* [TASK GOAL]
Copy every line in the records below that contains the word "Tailwind".

□ □ □ □ □

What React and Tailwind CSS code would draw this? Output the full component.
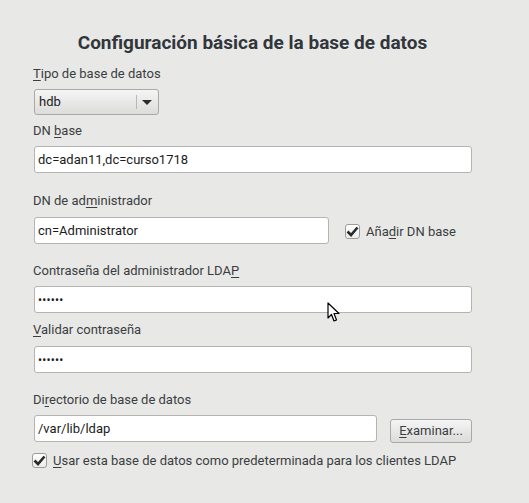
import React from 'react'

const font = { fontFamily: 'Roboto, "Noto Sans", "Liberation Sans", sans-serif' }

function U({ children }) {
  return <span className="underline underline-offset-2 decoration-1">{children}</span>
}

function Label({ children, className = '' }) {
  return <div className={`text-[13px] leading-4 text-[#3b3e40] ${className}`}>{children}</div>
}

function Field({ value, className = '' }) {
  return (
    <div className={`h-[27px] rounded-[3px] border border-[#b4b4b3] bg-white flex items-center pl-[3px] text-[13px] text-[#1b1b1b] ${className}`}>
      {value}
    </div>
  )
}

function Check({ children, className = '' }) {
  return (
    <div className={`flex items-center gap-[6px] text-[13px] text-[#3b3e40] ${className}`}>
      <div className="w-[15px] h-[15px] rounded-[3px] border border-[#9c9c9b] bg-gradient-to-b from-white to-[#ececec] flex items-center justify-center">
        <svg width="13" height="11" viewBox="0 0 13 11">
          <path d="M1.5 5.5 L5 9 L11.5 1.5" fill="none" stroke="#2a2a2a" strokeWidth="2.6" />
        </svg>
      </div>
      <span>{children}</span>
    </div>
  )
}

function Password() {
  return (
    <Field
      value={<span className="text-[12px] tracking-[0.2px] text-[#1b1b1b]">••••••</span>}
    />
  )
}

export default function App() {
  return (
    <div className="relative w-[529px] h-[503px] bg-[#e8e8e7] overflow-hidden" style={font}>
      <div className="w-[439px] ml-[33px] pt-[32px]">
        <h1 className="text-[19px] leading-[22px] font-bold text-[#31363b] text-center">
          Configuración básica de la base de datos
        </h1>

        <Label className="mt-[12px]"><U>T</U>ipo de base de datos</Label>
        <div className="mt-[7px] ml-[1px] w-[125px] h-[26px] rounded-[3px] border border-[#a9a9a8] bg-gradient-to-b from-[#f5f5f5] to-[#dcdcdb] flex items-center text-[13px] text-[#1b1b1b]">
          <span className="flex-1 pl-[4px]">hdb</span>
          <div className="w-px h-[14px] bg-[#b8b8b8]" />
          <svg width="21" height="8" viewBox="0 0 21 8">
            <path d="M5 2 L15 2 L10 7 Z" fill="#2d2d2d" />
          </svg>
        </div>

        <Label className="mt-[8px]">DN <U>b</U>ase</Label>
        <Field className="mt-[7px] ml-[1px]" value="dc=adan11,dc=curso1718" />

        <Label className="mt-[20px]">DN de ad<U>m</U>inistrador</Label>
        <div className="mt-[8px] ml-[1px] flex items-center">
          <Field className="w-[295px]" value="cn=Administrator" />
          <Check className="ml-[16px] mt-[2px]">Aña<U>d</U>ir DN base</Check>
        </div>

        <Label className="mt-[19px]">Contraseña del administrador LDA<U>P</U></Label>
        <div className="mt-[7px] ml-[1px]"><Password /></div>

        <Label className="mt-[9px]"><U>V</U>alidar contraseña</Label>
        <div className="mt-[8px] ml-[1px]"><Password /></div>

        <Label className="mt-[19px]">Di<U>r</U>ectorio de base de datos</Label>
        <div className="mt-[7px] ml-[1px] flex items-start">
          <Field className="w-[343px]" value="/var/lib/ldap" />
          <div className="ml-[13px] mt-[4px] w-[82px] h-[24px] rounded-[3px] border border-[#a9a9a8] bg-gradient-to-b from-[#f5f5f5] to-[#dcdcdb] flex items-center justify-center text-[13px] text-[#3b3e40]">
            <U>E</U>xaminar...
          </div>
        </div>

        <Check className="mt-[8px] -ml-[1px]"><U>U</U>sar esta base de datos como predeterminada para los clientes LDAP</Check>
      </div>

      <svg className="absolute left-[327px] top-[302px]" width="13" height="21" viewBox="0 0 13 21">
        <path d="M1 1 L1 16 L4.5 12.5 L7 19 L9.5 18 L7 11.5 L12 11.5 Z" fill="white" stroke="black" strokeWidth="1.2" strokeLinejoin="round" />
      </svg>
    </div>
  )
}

□ □ □ □ □

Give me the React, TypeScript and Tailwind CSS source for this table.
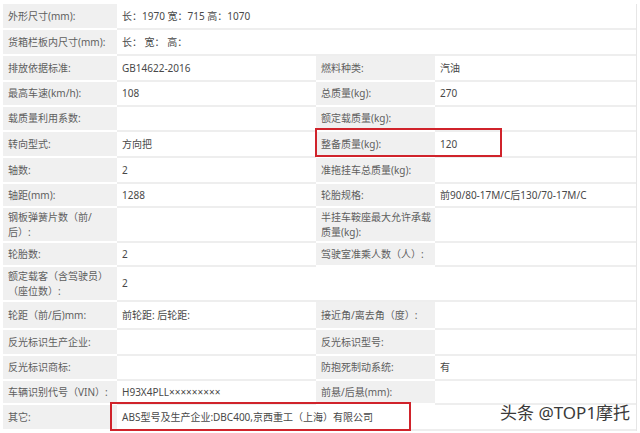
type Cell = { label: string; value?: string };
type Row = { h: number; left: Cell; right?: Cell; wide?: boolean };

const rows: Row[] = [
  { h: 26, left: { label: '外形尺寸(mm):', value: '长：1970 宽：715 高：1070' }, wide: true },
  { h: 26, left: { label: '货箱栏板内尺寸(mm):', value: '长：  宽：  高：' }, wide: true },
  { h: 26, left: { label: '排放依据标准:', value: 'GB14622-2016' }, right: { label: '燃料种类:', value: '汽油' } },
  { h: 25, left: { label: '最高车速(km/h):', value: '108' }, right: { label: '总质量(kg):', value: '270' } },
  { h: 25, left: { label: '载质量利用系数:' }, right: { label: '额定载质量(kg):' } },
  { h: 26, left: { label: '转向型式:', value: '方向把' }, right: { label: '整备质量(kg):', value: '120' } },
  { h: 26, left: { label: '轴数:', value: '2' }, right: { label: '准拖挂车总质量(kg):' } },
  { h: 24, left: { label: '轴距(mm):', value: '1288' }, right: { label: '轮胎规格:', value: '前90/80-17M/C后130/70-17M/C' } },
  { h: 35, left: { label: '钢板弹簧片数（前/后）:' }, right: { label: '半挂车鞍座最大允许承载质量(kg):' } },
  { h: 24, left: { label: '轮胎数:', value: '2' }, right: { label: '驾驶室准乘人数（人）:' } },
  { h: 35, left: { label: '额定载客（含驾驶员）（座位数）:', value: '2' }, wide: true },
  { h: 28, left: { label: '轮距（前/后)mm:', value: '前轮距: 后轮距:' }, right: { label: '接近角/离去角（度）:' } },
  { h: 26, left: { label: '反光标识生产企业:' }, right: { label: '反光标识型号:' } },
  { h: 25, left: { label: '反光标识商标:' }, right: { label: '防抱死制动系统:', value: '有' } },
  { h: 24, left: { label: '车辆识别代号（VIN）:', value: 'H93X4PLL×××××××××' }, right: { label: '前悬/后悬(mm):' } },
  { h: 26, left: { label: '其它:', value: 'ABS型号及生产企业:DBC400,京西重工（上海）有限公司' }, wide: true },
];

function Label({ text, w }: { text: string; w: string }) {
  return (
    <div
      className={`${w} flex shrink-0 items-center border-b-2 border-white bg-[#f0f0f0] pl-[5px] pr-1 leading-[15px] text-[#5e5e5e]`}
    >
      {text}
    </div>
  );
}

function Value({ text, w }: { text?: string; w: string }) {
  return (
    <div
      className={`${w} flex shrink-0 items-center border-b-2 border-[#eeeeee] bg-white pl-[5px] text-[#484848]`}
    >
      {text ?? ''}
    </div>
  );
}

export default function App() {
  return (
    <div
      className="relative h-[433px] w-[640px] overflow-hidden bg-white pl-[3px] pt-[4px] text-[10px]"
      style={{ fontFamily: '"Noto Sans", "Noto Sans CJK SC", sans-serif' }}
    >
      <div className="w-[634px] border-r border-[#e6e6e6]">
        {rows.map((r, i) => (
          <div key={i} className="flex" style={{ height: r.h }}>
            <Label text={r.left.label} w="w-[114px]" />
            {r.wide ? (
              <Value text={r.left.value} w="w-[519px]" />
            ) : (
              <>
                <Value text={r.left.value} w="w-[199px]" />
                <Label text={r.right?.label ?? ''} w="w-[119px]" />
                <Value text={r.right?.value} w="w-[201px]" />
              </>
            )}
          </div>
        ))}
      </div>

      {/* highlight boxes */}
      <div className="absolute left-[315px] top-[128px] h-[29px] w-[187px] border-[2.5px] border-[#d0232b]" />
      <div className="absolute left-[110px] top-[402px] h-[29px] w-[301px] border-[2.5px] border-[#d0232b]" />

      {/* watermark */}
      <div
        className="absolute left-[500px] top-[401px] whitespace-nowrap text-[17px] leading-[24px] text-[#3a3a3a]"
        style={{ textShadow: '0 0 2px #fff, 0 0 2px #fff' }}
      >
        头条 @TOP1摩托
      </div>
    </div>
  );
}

□ □ □ □ □

* [REPLY]
What React and Tailwind CSS code would draw this? Output the full component.
Give me the React, TypeScript and Tailwind CSS source for this table.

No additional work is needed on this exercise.